The addition of pattern-matching data-destructuring will help the partial evaluator out, too, in the same way it makes dealing with primitive data easier for the Spineless Tagless G-Machine (see section 4.7). For example, using the partial evaluator to specialize the expression

(fold + 0 a)

I currently get

(letrec ((g17 (lambda (x acc)
                (if (null? x)
                  acc
                  (GOTO g17
                        (if (pair? x)
                          (PRIMcdr x)
                          (error '"Not a pair in cdr" x))
                        (+ (if (pair? x)
                             (PRIMcar x)
                             (error '"Not a pair in car" x))
                           acc))))))
  (g17 a '0))

(Ignore the strange GOTO syntax — I'm also experimenting with identifying the places I can transform recursive procedures into iterative loops.) Note that the type test (pair? x) is repeated twice. If some kind of match clause were used instead, we would see the test lifted to wrap the (GOTO g17 ...) expression, leaving us with something more like

(letrec ((g17 (lambda (x acc)
                (if (null? x)
                  acc
                  (if (pair? x)
                      (GOTO g17 (PRIMcdr x) (+ (PRIMcar x) acc))
                      (error '"Not a pair in match" x))))))
  (g17 a '0))

which, when compiled, is about as efficient as you will get with a statically compiled Scheme. Lots of the optimizations developed in the Self system apply to dynamically compiled variants, of course, potentially leading to further efficiencies.

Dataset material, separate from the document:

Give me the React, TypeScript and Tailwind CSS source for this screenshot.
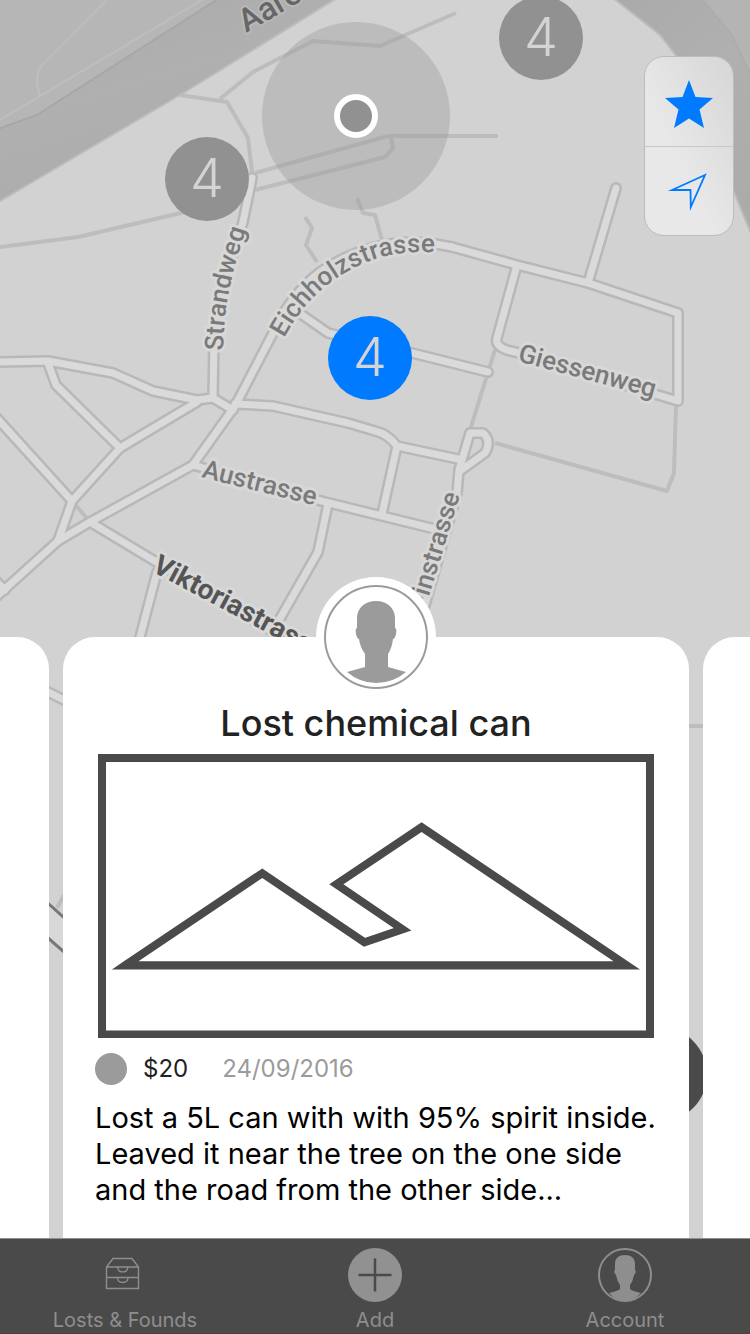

On this page about syntactic closures, we see the definition of an anaphoric-if macro that doesn't transmit the "it" binding to the alternative clause — just to the consequent. This is pretty sophisticated. I immediately began to think about how you could do the same with syntax-case (as clearly others had before me) and it turns out to actually be easier. The only real downside is the introduction of another binding — but of course the mythical Sufficiently Smart Compiler will optimise that away immediately anyway.